## Begin Supplied information

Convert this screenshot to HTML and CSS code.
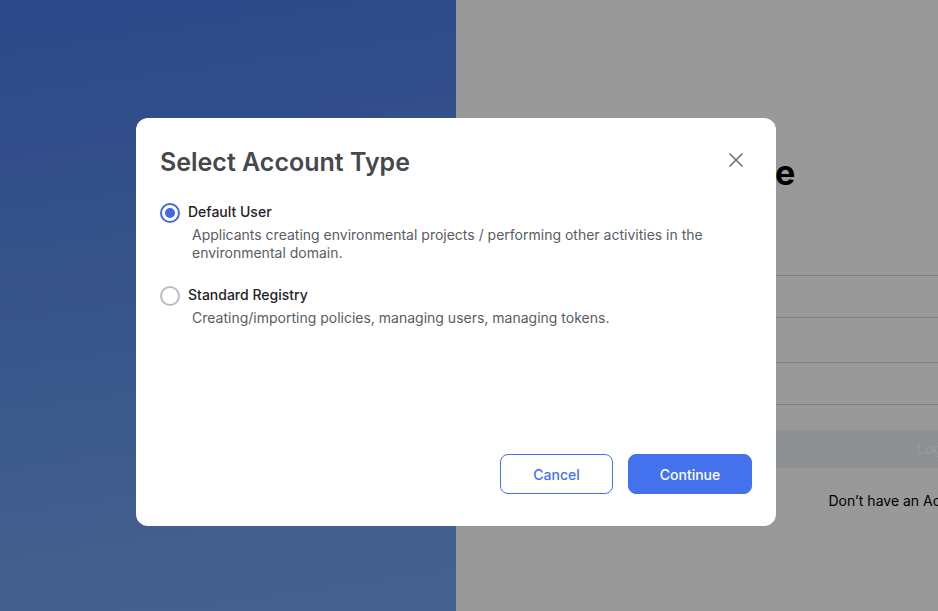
FILE: index.html
```html
<!DOCTYPE html>
<html lang="en">
<head>
<meta charset="utf-8">
<title>Select Account Type</title>
<link rel="stylesheet" href="styles.css">
</head>
<body>
<div class="page">
  <div class="hero"></div>
  <div class="auth">
    <div class="form">
      <h1 class="form-title">Welcome</h1>
      <div class="field"></div>
      <div class="field field-second"></div>
      <div class="login-btn">Login</div>
      <p class="signup">Don’t have an Account? Sign Up</p>
    </div>
  </div>
</div>

<div class="overlay">
  <div class="modal">
    <div class="modal-header">
      <h2 class="modal-title">Select Account Type</h2>
      <button class="close-btn" aria-label="Close">
        <svg width="14" height="14" viewBox="0 0 14 14"><path d="M1 1L13 13M13 1L1 13" stroke="#6b7079" stroke-width="1.6" stroke-linecap="round"/></svg>
      </button>
    </div>
    <div class="options">
      <label class="option">
        <span class="radio radio-checked"><span class="radio-dot"></span></span>
        <span class="option-text">
          <span class="option-label">Default User</span>
          <span class="option-desc">Applicants creating environmental projects / performing other activities in the environmental domain.</span>
        </span>
      </label>
      <label class="option">
        <span class="radio"></span>
        <span class="option-text">
          <span class="option-label">Standard Registry</span>
          <span class="option-desc">Creating/importing policies, managing users, managing tokens.</span>
        </span>
      </label>
    </div>
    <div class="modal-footer">
      <button class="btn btn-outline">Cancel</button>
      <button class="btn btn-primary">Continue</button>
    </div>
  </div>
</div>
</body>
</html>
```

FILE: styles.css
```css
* { box-sizing: border-box; }
html, body { margin: 0; padding: 0; }
body {
  font-family: Inter, "Noto Sans", sans-serif;
  width: 938px;
  height: 611px;
  overflow: hidden;
}
.page {
  display: flex;
  height: 611px;
}
.hero {
  width: 456px;
  flex-shrink: 0;
  background: linear-gradient(172deg, #4b78e4 0%, #5f8fe8 50%, #75a5ee 100%);
}
.auth {
  flex: 1;
  background: #ffffff;
  overflow: hidden;
}
.form {
  margin-left: 144px;
  width: 670px;
  padding-top: 152px;
}
.form-title {
  margin: 0 0 0 40px;
  font-family: Inter, sans-serif;
  font-weight: 700;
  font-size: 34px;
  line-height: 41px;
  color: #000;
}
.field {
  margin-top: 82px;
  height: 43px;
  border: 1px solid #d5d5dc;
  border-radius: 6px;
}
.field-second { margin-top: 44px; }
.login-btn {
  margin-top: 25px;
  height: 38px;
  background: #ebf0f5;
  border-radius: 6px;
  color: #ffffff;
  font-size: 14px;
  line-height: 38px;
  text-align: center;
}
.signup {
  margin: 23px 0 0;
  font-size: 14px;
  line-height: 20px;
  color: #000;
  text-align: center;
}

.overlay {
  position: fixed;
  inset: 0;
  background: rgba(0, 0, 0, 0.4);
  padding: 118px 0 0 136px;
}
.modal {
  width: 640px;
  height: 408px;
  background: #fff;
  border-radius: 12px;
  padding: 24px 24px 32px;
  display: flex;
  flex-direction: column;
}
.modal-header {
  display: flex;
  align-items: center;
  justify-content: space-between;
  height: 40px;
}
.modal-title {
  margin: 0;
  font-family: Inter, sans-serif;
  font-weight: 600;
  font-size: 25px;
  line-height: 40px;
  color: #45484d;
}
.close-btn {
  width: 32px;
  height: 32px;
  border: 0;
  background: transparent;
  padding: 0;
  display: flex;
  align-items: center;
  justify-content: center;
  margin-top: -4px;
}
.options {
  margin-top: 20px;
  display: flex;
  flex-direction: column;
  gap: 23px;
}
.option {
  display: flex;
  gap: 8px;
  align-items: flex-start;
}
.radio {
  width: 20px;
  height: 20px;
  margin-top: 1px;
  border-radius: 50%;
  border: 2px solid #b9bcc1;
  flex-shrink: 0;
  display: flex;
  align-items: center;
  justify-content: center;
}
.radio-checked { border-color: #4169e1; }
.radio-dot {
  width: 10px;
  height: 10px;
  border-radius: 50%;
  background: #4169e1;
}
.option-text {
  display: flex;
  flex-direction: column;
}
.option-label {
  font-size: 14px;
  line-height: 20px;
  font-weight: 500;
  color: #1f2328;
}
.option-desc {
  margin: 4px 0 0 4px;
  font-size: 14px;
  line-height: 18px;
  color: #585d65;
}
.modal-footer {
  margin-top: auto;
  display: flex;
  justify-content: flex-end;
  gap: 15px;
}
.btn {
  height: 40px;
  border-radius: 8px;
  font-family: Inter, sans-serif;
  font-size: 14px;
  font-weight: 500;
  cursor: pointer;
}
.btn-outline {
  width: 113px;
  background: #fff;
  border: 1px solid #4472ec;
  color: #4472ec;
}
.btn-primary {
  width: 124px;
  background: #4472ec;
  border: 1px solid #4472ec;
  color: #fff;
}
```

## End Supplied information

> **Written problem**
Output each line exactly; omit every picture.

> **Result of this exercise**
Convert this screenshot to HTML and CSS code.
FILE: index.html
```html
<!DOCTYPE html>
<html lang="en">
<head>
<meta charset="utf-8">
<title>Select Account Type</title>
<link rel="stylesheet" href="styles.css">
</head>
<body>
<div class="page">
  <div class="hero"></div>
  <div class="auth">
    <div class="form">
      <h1 class="form-title">Welcome</h1>
      <div class="field"></div>
      <div class="field field-second"></div>
      <div class="login-btn">Login</div>
      <p class="signup">Don’t have an Account? Sign Up</p>
    </div>
  </div>
</div>

<div class="overlay">
  <div class="modal">
    <div class="modal-header">
      <h2 class="modal-title">Select Account Type</h2>
      <button class="close-btn" aria-label="Close">
        <svg width="14" height="14" viewBox="0 0 14 14"><path d="M1 1L13 13M13 1L1 13" stroke="#6b7079" stroke-width="1.6" stroke-linecap="round"/></svg>
      </button>
    </div>
    <div class="options">
      <label class="option">
        <span class="radio radio-checked"><span class="radio-dot"></span></span>
        <span class="option-text">
          <span class="option-label">Default User</span>
          <span class="option-desc">Applicants creating environmental projects / performing other activities in the environmental domain.</span>
        </span>
      </label>
      <label class="option">
        <span class="radio"></span>
        <span class="option-text">
          <span class="option-label">Standard Registry</span>
          <span class="option-desc">Creating/importing policies, managing users, managing tokens.</span>
        </span>
      </label>
    </div>
    <div class="modal-footer">
      <button class="btn btn-outline">Cancel</button>
      <button class="btn btn-primary">Continue</button>
    </div>
  </div>
</div>
</body>
</html>
```

FILE: styles.css
```css
* { box-sizing: border-box; }
html, body { margin: 0; padding: 0; }
body {
  font-family: Inter, "Noto Sans", sans-serif;
  width: 938px;
  height: 611px;
  overflow: hidden;
}
.page {
  display: flex;
  height: 611px;
}
.hero {
  width: 456px;
  flex-shrink: 0;
  background: linear-gradient(172deg, #4b78e4 0%, #5f8fe8 50%, #75a5ee 100%);
}
.auth {
  flex: 1;
  background: #ffffff;
  overflow: hidden;
}
.form {
  margin-left: 144px;
  width: 670px;
  padding-top: 152px;
}
.form-title {
  margin: 0 0 0 40px;
  font-family: Inter, sans-serif;
  font-weight: 700;
  font-size: 34px;
  line-height: 41px;
  color: #000;
}
.field {
  margin-top: 82px;
  height: 43px;
  border: 1px solid #d5d5dc;
  border-radius: 6px;
}
.field-second { margin-top: 44px; }
.login-btn {
  margin-top: 25px;
  height: 38px;
  background: #ebf0f5;
  border-radius: 6px;
  color: #ffffff;
  font-size: 14px;
  line-height: 38px;
  text-align: center;
}
.signup {
  margin: 23px 0 0;
  font-size: 14px;
  line-height: 20px;
  color: #000;
  text-align: center;
}

.overlay {
  position: fixed;
  inset: 0;
  background: rgba(0, 0, 0, 0.4);
  padding: 118px 0 0 136px;
}
.modal {
  width: 640px;
  height: 408px;
  background: #fff;
  border-radius: 12px;
  padding: 24px 24px 32px;
  display: flex;
  flex-direction: column;
}
.modal-header {
  display: flex;
  align-items: center;
  justify-content: space-between;
  height: 40px;
}
.modal-title {
  margin: 0;
  font-family: Inter, sans-serif;
  font-weight: 600;
  font-size: 25px;
  line-height: 40px;
  color: #45484d;
}
.close-btn {
  width: 32px;
  height: 32px;
  border: 0;
  background: transparent;
  padding: 0;
  display: flex;
  align-items: center;
  justify-content: center;
  margin-top: -4px;
}
.options {
  margin-top: 20px;
  display: flex;
  flex-direction: column;
  gap: 23px;
}
.option {
  display: flex;
  gap: 8px;
  align-items: flex-start;
}
.radio {
  width: 20px;
  height: 20px;
  margin-top: 1px;
  border-radius: 50%;
  border: 2px solid #b9bcc1;
  flex-shrink: 0;
  display: flex;
  align-items: center;
  justify-content: center;
}
.radio-checked { border-color: #4169e1; }
.radio-dot {
  width: 10px;
  height: 10px;
  border-radius: 50%;
  background: #4169e1;
}
.option-text {
  display: flex;
  flex-direction: column;
}
.option-label {
  font-size: 14px;
  line-height: 20px;
  font-weight: 500;
  color: #1f2328;
}
.option-desc {
  margin: 4px 0 0 4px;
  font-size: 14px;
  line-height: 18px;
  color: #585d65;
}
.modal-footer {
  margin-top: auto;
  display: flex;
  justify-content: flex-end;
  gap: 15px;
}
.btn {
  height: 40px;
  border-radius: 8px;
  font-family: Inter, sans-serif;
  font-size: 14px;
  font-weight: 500;
  cursor: pointer;
}
.btn-outline {
  width: 113px;
  background: #fff;
  border: 1px solid #4472ec;
  color: #4472ec;
}
.btn-primary {
  width: 124px;
  background: #4472ec;
  border: 1px solid #4472ec;
  color: #fff;
}
```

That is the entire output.